Tuesday, August 26, 2025

The Clerkenwell Festival

The Clerkenwell Festival is a sort of heaven for anyone who ever went to a club in the 1980s. We all are there in our finery, checking out the Dog Show, the vintage stalls (i.e. the clothes we used to wear when we went out back in the day), and chiefly, each other. At one point, I helplessly found myself in a triangle of people I knew from different times and places, a nightmare for a reformed introvert like me. But PP Arnold was brilliant (the sound, not so brilliant), and it was great to see Paul Raggity with a stall there, because I love his very funny and poignant drawings. I bought a set of plastic moustaches from him, and he gave me a little book he'd published; I have promised him a little book that I published in exchange.
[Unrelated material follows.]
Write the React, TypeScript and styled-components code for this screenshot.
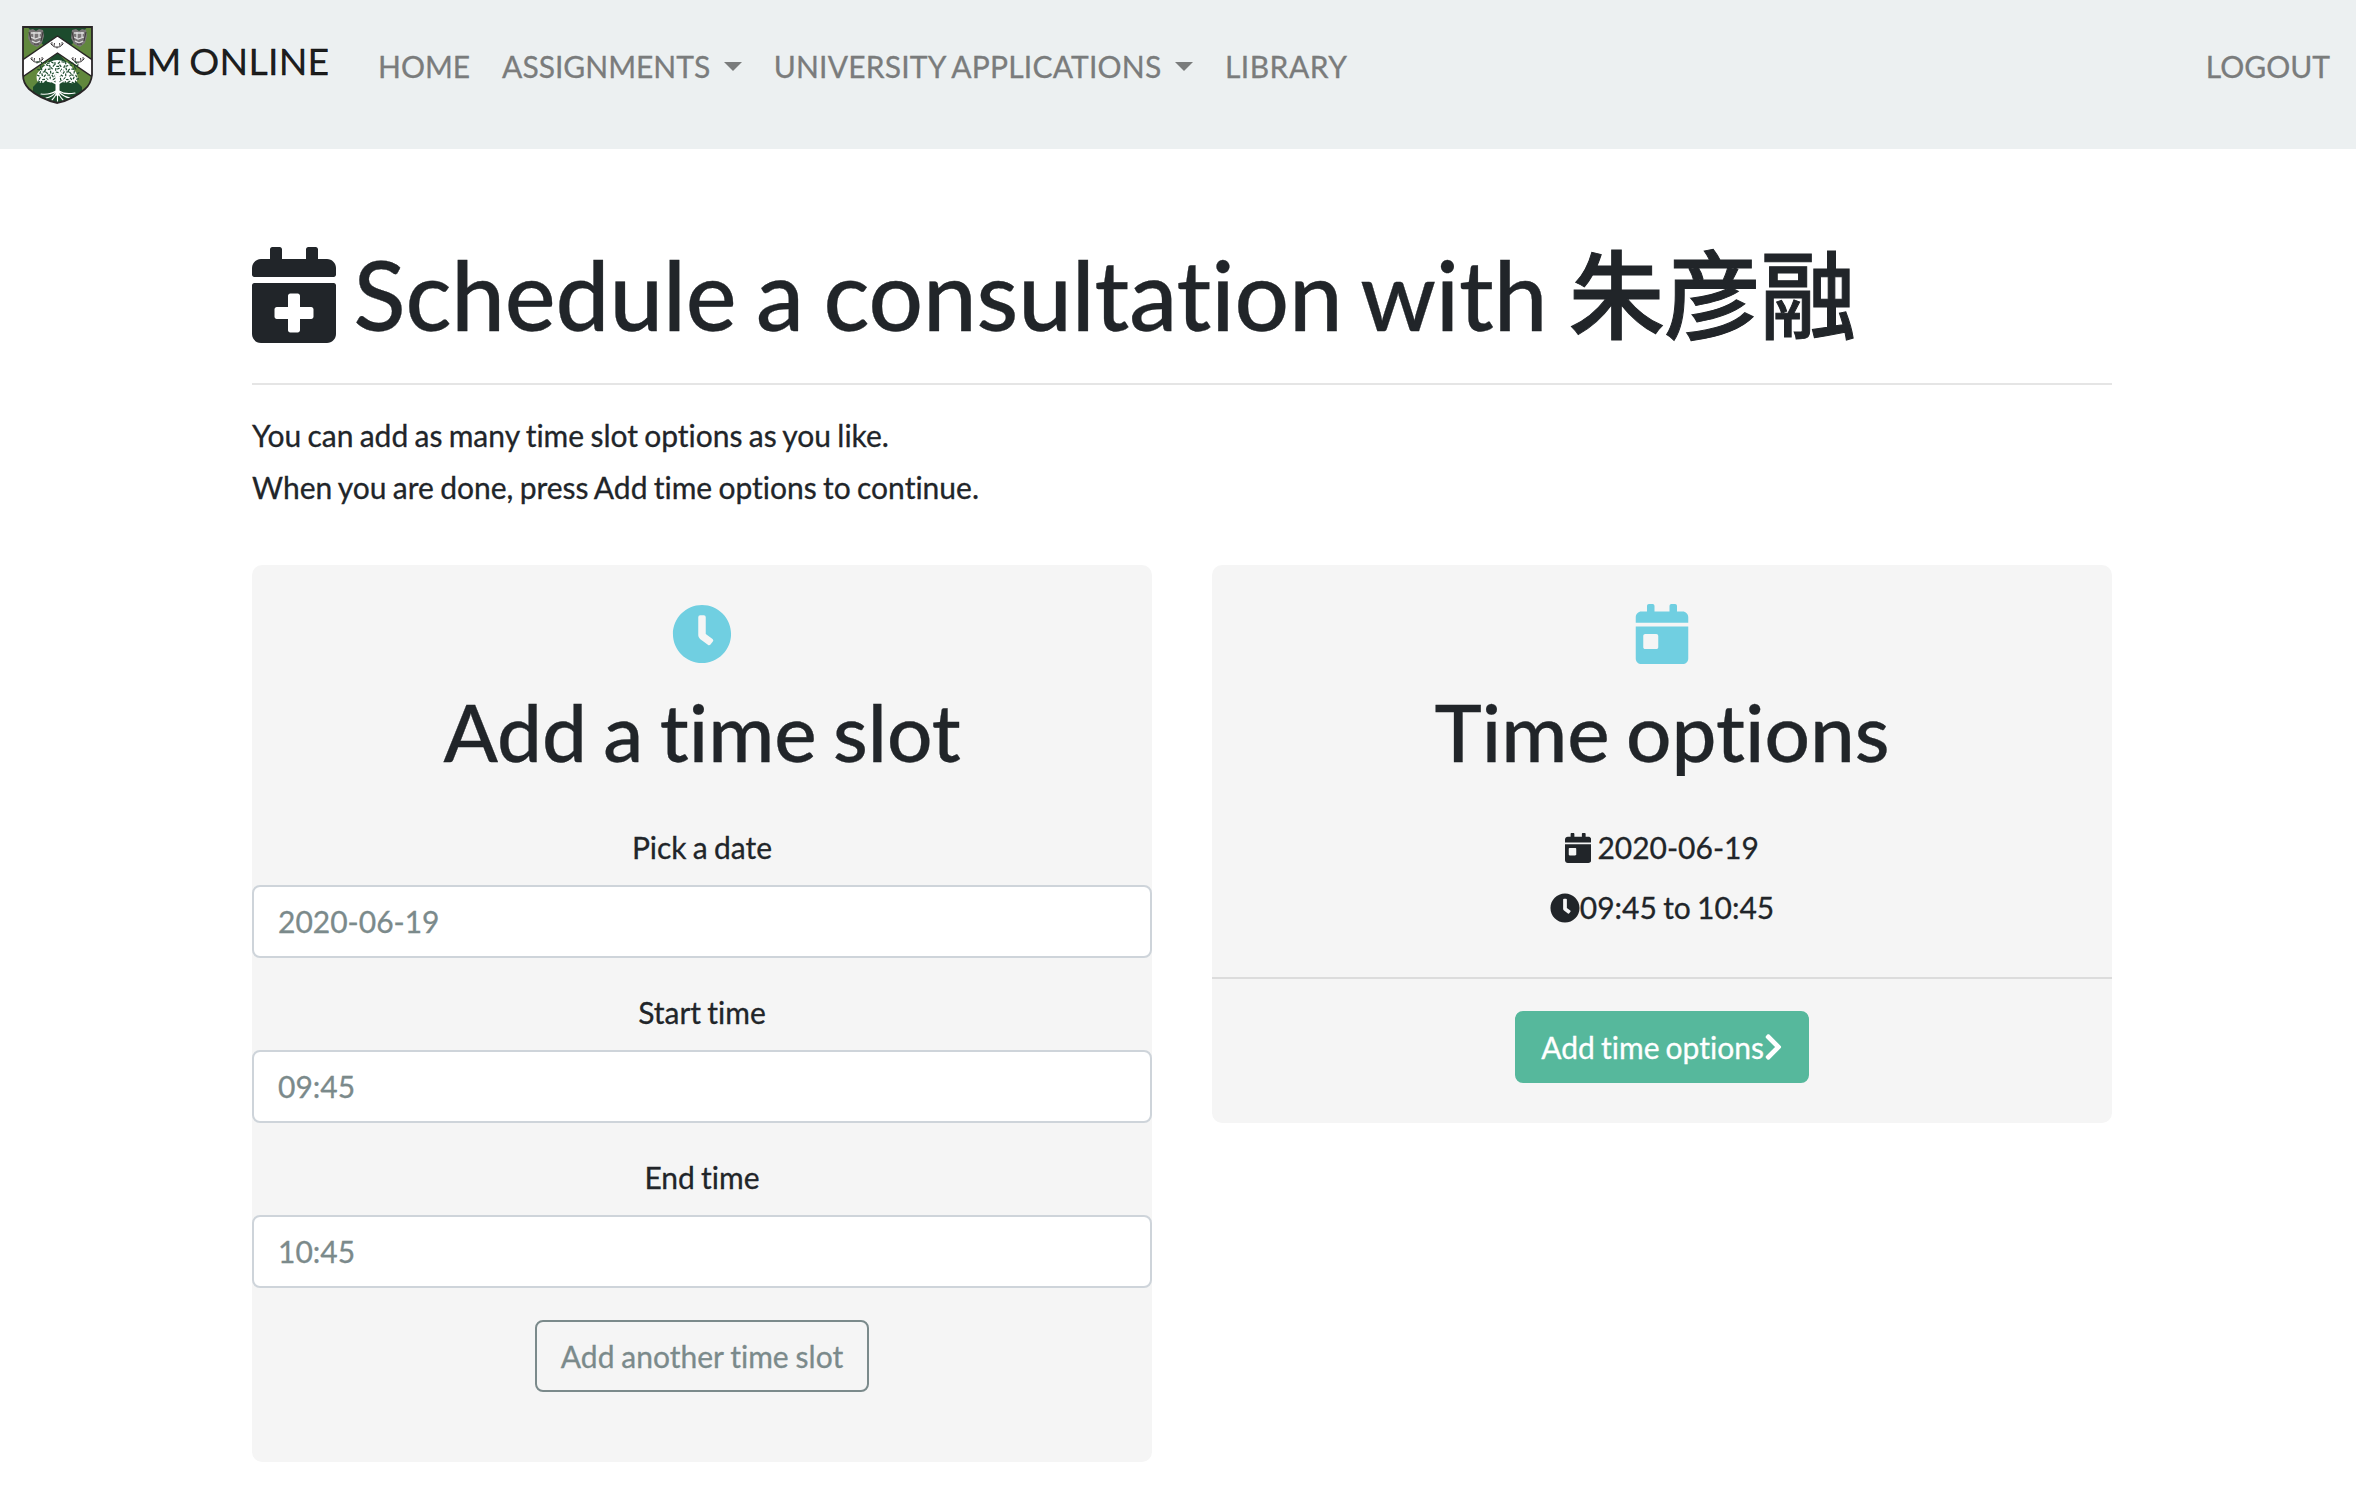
import React from "react";
import styled, { createGlobalStyle } from "styled-components";
import { FaCalendarPlus, FaClock, FaCalendarDay, FaChevronRight } from "react-icons/fa";

const GlobalStyle = createGlobalStyle`
  *, *::before, *::after { box-sizing: border-box; }
  body {
    margin: 0;
    background: #fff;
    color: #212529;
    font-family: Lato, "Noto Sans CJK SC", sans-serif;
    font-size: 30px;
    line-height: 45px;
    font-variant-ligatures: none;
    word-spacing: -1.4px;
    -webkit-text-stroke: 0.3px currentColor;
    overflow: hidden;
  }
  svg { flex: none; }
`;

const Navbar = styled.nav`
  display: flex;
  align-items: flex-start;
  height: 149px;
  padding: 24px 10px 0 20px;
  background: #ecf0f1;
`;

const Brand = styled.a`
  display: flex;
  align-items: flex-start;
  gap: 9px;
  width: 310px;
  margin-right: 32px;
  color: rgba(0, 0, 0, 0.9);
  font-size: 37.5px;
  line-height: 56px;
  letter-spacing: 0.25px;
  word-spacing: -2px;
  white-space: nowrap;
`;

const BrandName = styled.span`
  margin-top: 9px;
`;

const NavGroup = styled.div<{ $end?: boolean }>`
  display: flex;
  margin-top: 20px;
  margin-left: ${(p) => (p.$end ? "auto" : "0")};
`;

const NavLink = styled.a<{ $tracking?: number }>`
  display: flex;
  align-items: center;
  padding: 0 16px;
  color: #7a7c7c;
  letter-spacing: ${(p) => p.$tracking ?? 0}px;
  word-spacing: -1px;
  white-space: nowrap;
`;

const Caret = styled.span`
  margin-left: 13.5px;
  border-top: 9px solid currentColor;
  border-left: 9px solid transparent;
  border-right: 9px solid transparent;
`;

const Container = styled.main`
  width: 1860px;
  margin-left: 252px;
  padding-top: 87px;
`;

const PageTitle = styled.h1`
  display: flex;
  gap: 17.5px;
  margin: 0;
  height: 115px;
  font-size: 96px;
  font-weight: 500;
  line-height: 115px;
  letter-spacing: -0.1px;
  word-spacing: -4.6px;
  white-space: nowrap;

  svg {
    width: 0.875em;
    margin-top: 11px;
  }
`;

const Name = styled.span`
  margin-left: 1.5px;
  -webkit-text-stroke-width: 1px;
`;

const Rule = styled.hr<{ $top: number; $bottom: number }>`
  height: 2px;
  margin: ${(p) => p.$top}px 0 ${(p) => p.$bottom}px;
  border: 0;
  background: rgba(0, 0, 0, 0.1);
`;

const Intro = styled.p`
  margin: 0 0 52px;
  line-height: 52px;
`;

const Columns = styled.div`
  display: grid;
  grid-template-columns: 1fr 1fr;
  align-items: start;
  gap: 60px;
`;

const Card = styled.section<{ $bottom: number }>`
  display: flex;
  flex-direction: column;
  align-items: stretch;
  padding: 39px 0 ${(p) => p.$bottom}px;
  border-radius: 10px;
  background: #f5f5f5;
  text-align: center;
`;

const CardIcon = styled.div`
  display: flex;
  justify-content: center;
  height: 60px;
  color: #70cfe1;
  font-size: 60px;
`;

const CardTitle = styled.h2`
  margin: 19px 0 46px;
  font-size: 80px;
  font-weight: 500;
  line-height: 96px;
  word-spacing: -3.8px;
`;

const Field = styled.label`
  display: flex;
  flex-direction: column;
  gap: 15px;
  margin-bottom: 32px;
`;

const Input = styled.input`
  width: 100%;
  height: 73px;
  padding: 11px 24px 13px;
  border: 2px solid #ced4da;
  border-radius: 8px;
  background: #fff;
  color: #7b8a8b;
  font: inherit;
`;

const Button = styled.button<{ $solid?: boolean }>`
  display: flex;
  align-items: center;
  align-self: center;
  height: 72px;
  padding: 0 24px;
  border: 2px solid ${(p) => (p.$solid ? "#56b89c" : "#7b8a8b")};
  border-radius: 8px;
  background: ${(p) => (p.$solid ? "#56b89c" : "transparent")};
  color: ${(p) => (p.$solid ? "#fff" : "#7b8a8b")};
  font: inherit;
  font-variant-ligatures: none;
  word-spacing: ${(p) => (p.$solid ? "-1.6px" : "-0.8px")};

  svg { width: 0.625em; }
`;

const Option = styled.div<{ $gap?: number }>`
  display: flex;
  justify-content: center;
  align-items: center;
  gap: ${(p) => p.$gap ?? 0}px;
  margin-bottom: 15px;
`;

const DayIcon = styled(FaCalendarDay)`
  width: 0.875em;
`;

const SHIELD = "M3 3H72V51Q71 60 65 65Q54 75 37.5 79Q20 75 9 65Q3 59 3 51Z";
const CHEVRON = "M37.5 12L74 37V54L37.5 29L1 54V37Z";

/* Gaps between the leaves of the elm: a staggered grid laid over the crown. */
const leafGaps = Array.from({ length: 84 }, (_, i) => {
  const row = Math.floor(i / 12);
  const col = i % 12;
  return {
    x: 18 + col * 3.4 + (row % 2) * 1.7 + ((i * 7) % 5) * 0.25,
    y: 38 + row * 3.2 + ((i * 11) % 7) * 0.25,
    turn: (i * 53) % 180,
  };
});

function Crest() {
  return (
    <svg width="76" height="84" viewBox="0 0 76 84" aria-hidden="true">
      <defs>
        <clipPath id="shield">
          <path d={SHIELD} />
        </clipPath>
        <g id="head">
          <path d="M-7-7L-3-8L0-6L3-8L7-7L8-1L6 6L1 10L-5 7L-8 1Z" fill="#7a7677" />
          <path d="M-5-4H5M-5 0L-1 2L5 0M-4 4L0 6L4 4M-2-5V1M3-5V1" stroke="#dedede" strokeWidth="1.3" fill="none" />
          <path d="M-7-5L-5 3M7-5L5 4M-2 7H3" stroke="#302b2c" strokeWidth=".8" />
        </g>
        <path
          id="antlers"
          d="M-2 3Q-6 2-5-2M2 3Q6 2 5-2M-3 2L-2.500-1M3 2L2.500-1M-5 1L-6.500-.5M5 1L6.500-.5M-2 3H2M0 3V4.500"
          fill="none" stroke="#292526" strokeWidth=".9"
        />
      </defs>
      <g clipPath="url(#shield)">
        <path d="M0 0H76V84H0Z" fill="#61883d" />
        <path d="M5 0H70L37 37Z" fill="#1c4b2d" />
        <path d="M37 28L54 46L43 60L66 84H8L32 60L20 46Z" fill="#1c4b2d" />
        <path d="M13 63L37 38L62 63L62 84H13Z" fill="#1c4b2d" />
        <path d={CHEVRON} fill="#fff" stroke="#292526" strokeWidth="1.4" />
        <use href="#head" x="16" y="13" />
        <use href="#head" x="59" y="13" />
        <use href="#antlers" x="37" y="20" />
        <use href="#antlers" x="17" y="35" />
        <use href="#antlers" x="58" y="35" />
        <path
          d="M17 57Q15 48 22 45Q23 39 30 38Q37 34 45 38Q51 39 53 45Q59 50 57 57Q54 61 48 58Q44 60 40 57L35 57Q30 60 26 57Q22 61 17 57Z"
          fill="#fff"
        />
        <g stroke="#1c4b2d" strokeWidth="1.2">
          {leafGaps.map((gap, i) => (
            <path key={i} d="M-1.400 0H1.400" transform={`translate(${gap.x} ${gap.y}) rotate(${gap.turn})`} />
          ))}
        </g>
        <g stroke="#fff" fill="none" strokeLinecap="round">
          <path d="M37.500 70V53" strokeWidth="4" />
          <path d="M37 60Q31 58 27 53M38 60Q44 57 49 52M37 54L33 46M38 54L43 45" strokeWidth="1.400" />
          <path
            d="M36 67Q30 71 21 70M36 68Q32 73 26 74M37 69Q34 74 32 76M39 67Q45 71 55 69M39 68Q44 73 50 74M38 69Q41 74 43 76M37.500 70V77"
            strokeWidth="1.100"
          />
        </g>
      </g>
      <path d={SHIELD} fill="none" stroke="#292526" strokeWidth="1.800" />
    </svg>
  );
}

const fields = [
  { label: "Pick a date", value: "2020-06-19" },
  { label: "Start time", value: "09:45" },
  { label: "End time", value: "10:45" },
];

export default function App() {
  return (
    <>
      <GlobalStyle />
      <Navbar>
        <Brand>
          <Crest />
          <BrandName>ELM ONLINE</BrandName>
        </Brand>
        <NavGroup>
          <NavLink>HOME</NavLink>
          <NavLink>ASSIGNMENTS<Caret /></NavLink>
          <NavLink $tracking={0.2}>UNIVERSITY APPLICATIONS<Caret /></NavLink>
          <NavLink $tracking={0.5}>LIBRARY</NavLink>
        </NavGroup>
        <NavGroup $end>
          <NavLink>LOGOUT</NavLink>
        </NavGroup>
      </Navbar>
      <Container>
        <PageTitle>
          <FaCalendarPlus />
          <span>Schedule a consultation with <Name>朱彦融</Name></span>
        </PageTitle>
        <Rule $top={32} $bottom={24} />
        <Intro>
          You can add as many time slot options as you like.
          <br />
          When you are done, press Add time options to continue.
        </Intro>
        <Columns>
          <Card $bottom={70}>
            <CardIcon><FaClock /></CardIcon>
            <CardTitle>Add a time slot</CardTitle>
            {fields.map((f) => (
              <Field key={f.label}>
                {f.label}
                <Input defaultValue={f.value} />
              </Field>
            ))}
            <Button>Add another time slot</Button>
          </Card>
          <Card $bottom={40}>
            <CardIcon><FaCalendarDay /></CardIcon>
            <CardTitle>Time options</CardTitle>
            <Option $gap={6}><DayIcon />2020-06-19</Option>
            <Option><FaClock />09:45 to 10:45</Option>
            <Rule $top={32} $bottom={32} />
            <Button $solid>Add time options<FaChevronRight /></Button>
          </Card>
        </Columns>
      </Container>
    </>
  );
}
Here he is, behind his stall:

I saw Peter Momtchiloff from the Would-be-Goods three times, Dean Chalkley the photographer once, Gaye Black and Eric once, Fran Isherwood once, Emilyn Swag once, Piney Gir and her sweet little babby once, Mandy Austin and her Eric once just as we were leaving, Tim from Transglobal Underground several times, Shanne in the distance, Christina from Rochester in the distance, and countless others to chat to, or in the distance, or I didn't see them and other people did. The air was swirling with roll-up smoke and dust from the dry ground; sloshed chaps in straw pork pie hats yelled at each other amicably while their tilted beer glasses spilled beer on to the ground. The woman from The Sewing Bee gave us evils as we tried to slip to the front to hear P P Arnold and get away from the mansplainers at the back who knew just how to fix the sound by moving the speakers like that... no like that... no like that... anyway isn't it great to see her... last time we saw her was at ... and did you know she sang with... the 1960s... YES... PITY WE CAN'T HEAR HER... YES IT IS ISN'T IT!...

Dogs were bored and barking to go home, even the little titch that won first prize and couldn't care less. There was no ice cream van so I sulked a bit because I'd been looking forward to a Mr Whippy (no Flake). But all in all it was a convivial occasion, as always.